Queerness and Parenthood

The fight that started with decriminalising Section 377 must not end there – it is a battle half won. Many queer couples in India want to raise children but can’t. Ask Indians what matters most to them and they are likely to say, my family. But in an India that places the family at the centre of the universe, it’s strange that not all Indians get to have one. How many queer parents have you come across at adoption centres, parent-teacher meetings or even eating ice cream with their children at the mall? The fight that started with decriminalising Section 377 must not end there – it is a battle half won. What began as revocation of a ban must now expand to a full realisation of civil rights. Otherwise, the slide is always a looming danger.

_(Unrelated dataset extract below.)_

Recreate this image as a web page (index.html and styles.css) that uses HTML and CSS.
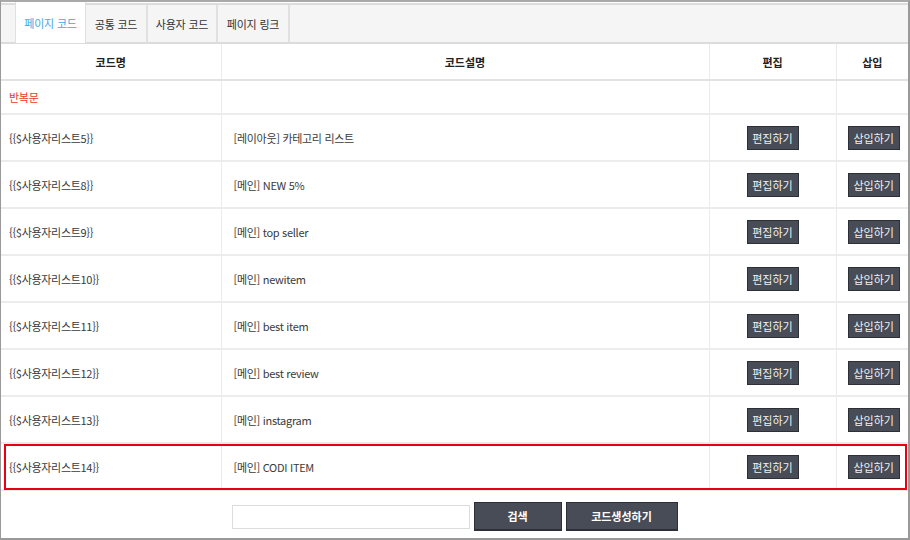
FILE: index.html
```html
<!DOCTYPE html>
<html lang="ko">
<head>
    <meta charset="UTF-8">
    <title>페이지 코드</title>
    <link rel="stylesheet" href="styles.css">
</head>
<body>
    <div class="frame">
        <div class="tabs">
            <a class="tab active">페이지 코드</a>
            <a class="tab t2">공통 코드</a>
            <a class="tab t3">사용자 코드</a>
            <a class="tab t4">페이지 링크</a>
        </div>

        <div class="table-wrap">
            <table class="codes">
                <colgroup>
                    <col class="c-name">
                    <col class="c-desc">
                    <col class="c-edit">
                    <col class="c-insert">
                </colgroup>
                <thead>
                    <tr>
                        <th>코드명</th>
                        <th>코드설명</th>
                        <th>편집</th>
                        <th>삽입</th>
                    </tr>
                </thead>
                <tbody>
                    <tr class="loop">
                        <td class="red">반복문</td>
                        <td></td>
                        <td></td>
                        <td></td>
                    </tr>
                    <tr>
                        <td>{{$사용자리스트5}}</td>
                        <td>[레이아웃] 카테고리 리스트</td>
                        <td class="mid"><button class="btn-sm">편집하기</button></td>
                        <td class="mid"><button class="btn-sm">삽입하기</button></td>
                    </tr>
                    <tr>
                        <td>{{$사용자리스트8}}</td>
                        <td>[메인] NEW 5%</td>
                        <td class="mid"><button class="btn-sm">편집하기</button></td>
                        <td class="mid"><button class="btn-sm">삽입하기</button></td>
                    </tr>
                    <tr>
                        <td>{{$사용자리스트9}}</td>
                        <td>[메인] top seller</td>
                        <td class="mid"><button class="btn-sm">편집하기</button></td>
                        <td class="mid"><button class="btn-sm">삽입하기</button></td>
                    </tr>
                    <tr>
                        <td>{{$사용자리스트10}}</td>
                        <td>[메인] newitem</td>
                        <td class="mid"><button class="btn-sm">편집하기</button></td>
                        <td class="mid"><button class="btn-sm">삽입하기</button></td>
                    </tr>
                    <tr>
                        <td>{{$사용자리스트11}}</td>
                        <td>[메인] best item</td>
                        <td class="mid"><button class="btn-sm">편집하기</button></td>
                        <td class="mid"><button class="btn-sm">삽입하기</button></td>
                    </tr>
                    <tr>
                        <td>{{$사용자리스트12}}</td>
                        <td>[메인] best review</td>
                        <td class="mid"><button class="btn-sm">편집하기</button></td>
                        <td class="mid"><button class="btn-sm">삽입하기</button></td>
                    </tr>
                    <tr>
                        <td>{{$사용자리스트13}}</td>
                        <td>[메인] instagram</td>
                        <td class="mid"><button class="btn-sm">편집하기</button></td>
                        <td class="mid"><button class="btn-sm">삽입하기</button></td>
                    </tr>
                    <tr>
                        <td>{{$사용자리스트14}}</td>
                        <td>[메인] CODI ITEM</td>
                        <td class="mid"><button class="btn-sm">편집하기</button></td>
                        <td class="mid"><button class="btn-sm">삽입하기</button></td>
                    </tr>
                </tbody>
            </table>
            <!-- selected row marker -->
            <div class="highlight"></div>
        </div>

        <div class="search">
            <input type="text" class="search-input">
            <button class="btn-lg search-btn">검색</button>
            <button class="btn-lg make-btn">코드생성하기</button>
        </div>
    </div>
</body>
</html>
```

FILE: styles.css
```css
body {
    margin: 0;
    padding: 0;
    background: #fff;
    font-family: "Noto Sans CJK KR", "Noto Sans", sans-serif;
    font-size: 11px;
    color: #3a3a3a;
}

.frame {
    width: 910px;
    height: 540px;
    box-sizing: border-box;
    border-top: 2px solid #a9a9a9;
    border-left: 1px solid #999;
    border-right: 2px solid #999;
    border-bottom: 2px solid #999;
    overflow: hidden;
}

/* tabs */
.tabs {
    display: flex;
    height: 37px;
    margin-top: 1px;
    padding-left: 14px;
    background: #f5f5f5;
    border-top: 2px solid #dcdcdc;
    border-bottom: 2px solid #dcdcdc;
}

.tab {
    display: flex;
    align-items: center;
    justify-content: center;
    height: 37px;
    border-right: 2px solid #e0e0e0;
    color: #333;
    letter-spacing: -0.2px;
    cursor: pointer;
}

.tab.active {
    width: 69px;
    height: 41px;
    margin-top: -3px;
    margin-bottom: -2px;
    background: #fff;
    border-left: 1px solid #e0e0e0;
    border-right: 1px solid #e0e0e0;
    color: #3fa9dd;
}

.tab.t2 { width: 60px; }
.tab.t3 { width: 68px; }
.tab.t4 { width: 70px; }

/* table */
.table-wrap {
    position: relative;
}

.codes {
    width: 907px;
    border-collapse: collapse;
    table-layout: fixed;
}

.c-name { width: 220px; }
.c-desc { width: 488px; }
.c-edit { width: 127px; }
.c-insert { width: 72px; }

.codes th {
    height: 35px;
    padding: 0;
    font-weight: bold;
    color: #222;
    text-align: center;
    border-bottom: 2px solid #e2e2e2;
    border-left: 1px solid #ebebeb;
}

.codes td {
    height: 45px;
    padding: 0 0 0 12px;
    border-bottom: 2px solid #ececec;
    border-left: 1px solid #ebebeb;
    white-space: nowrap;
    letter-spacing: -0.3px;
}

.codes th:first-child,
.codes td:first-child {
    border-left: none;
}

.codes td:first-child {
    padding-left: 8px;
}

.codes tr.loop td {
    height: 32px;
}

.codes td.red {
    color: #e8392c;
}

.codes td.mid {
    padding: 0;
    text-align: center;
    letter-spacing: 0;
}

.btn-sm {
    width: 52px;
    height: 24px;
    padding: 0;
    background: #474c56;
    border: 1px solid #2c3036;
    color: #f1f1f1;
    font-family: "Noto Sans CJK KR", "Noto Sans", sans-serif;
    font-size: 11px;
    cursor: pointer;
}

.codes td:nth-child(4) .btn-sm {
    margin-left: 3px;
}

.highlight {
    position: absolute;
    left: 3px;
    right: 1px;
    bottom: 1px;
    height: 42px;
    border: 2px solid #e60012;
    pointer-events: none;
}

/* search bar */
.search {
    display: flex;
    justify-content: center;
    align-items: center;
    gap: 4px;
    padding-top: 11px;
}

.search-input {
    width: 238px;
    height: 24px;
    box-sizing: border-box;
    border: 1px solid #dcdcdc;
}

.btn-lg {
    height: 29px;
    background: #474c56;
    border: 1px solid #2c3036;
    border-bottom-width: 2px;
    color: #fff;
    font-family: "Noto Sans CJK KR", "Noto Sans", sans-serif;
    font-size: 11px;
    font-weight: bold;
    cursor: pointer;
}

.search-btn { width: 88px; }
.make-btn { width: 112px; }
```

In a country where rights for single parents and live-in couples with children is still an arduous battle, the discrimination against LGBTQ+ parents is not even part of public conversations. The right to parenthood for people of the LGBTQ+ community is not recognised or accommodated by law or even society. Although the Supreme Court has in past judgments interpreted the scope of Article 21 of the Constitution – the right to life and personal liberty – to include the right to motherhood and right to reproductive autonomy, this does not seem to apply equally to same-sex couples, transgender individuals and the LGBTQ+ community more generally. In fact, Article 16 of the United Nations’ Universal Declaration of Human Rights states that “men and women of full age… have the right to marry and to found a family.” The phrasing in this 72-year-old document is exclusionary; but even in the India of 2021, the right to begin a family is only available to heterosexual cisgender men and women.

Most laws and rights that fall in the domain of family law in India, including those related to adoption, surrogacy, succession, guardianship and so on, are in some way or the other tied to marriage. And since the LGBTQ+ community has been excluded, so far, from the right to marriage, access to all these other laws is curtailed too. 

It is not only the government authorities that stand in the way of adoptions by people of the LGBTQ+ community. In 2015, when Maneka Gandhi, who was the Union minister for women and child development, relaxed the adoption rules to allow single men and women to adopt, some non-governmental organisations (NGOs) that serve as adoption agencies did not approve of the decision. The Missionaries of Charity, for example, temporarily stopped adoption operations at some of their homes as it “hurt their conscience”. That a single parent who adopts may “turn out to be gay or lesbian” was one of their many concerns.

When it comes to Assisted Reproductive Technologies (ART) only heterosexual married couples and single women can access the same, those in live-in and homosexual relationships as well as transgender and intersex individuals are again stripped of their reproductive autonomy.

The Supreme Court on August 28th, has observed that “familial relationships may take the form of domestic, unmarried partnerships or queer relationships”, while noting that an “atypical” manifestation of a family unit is as real as its traditional counterpart and deserves protection under the law. The predominant understanding of the concept of a “family” both in the law and in society is that “it consists of a single, unchanging unit with a mother and a father (who remain constant over time) and their children,” according to a PTI report.

A bench of Justices DY Chandrachud and AS Bopanna said in an order uploaded on Sunday, “this assumption ignores both, the many circumstances which may lead to a change in one’s familial structure, and the fact that many families do not conform to this expectation to begin with. Familial relationships may take the form of domestic, unmarried partnerships or queer relationships.” Our hope is that things change for better and that we see more and more LGBTQIA+ people donning parenthood.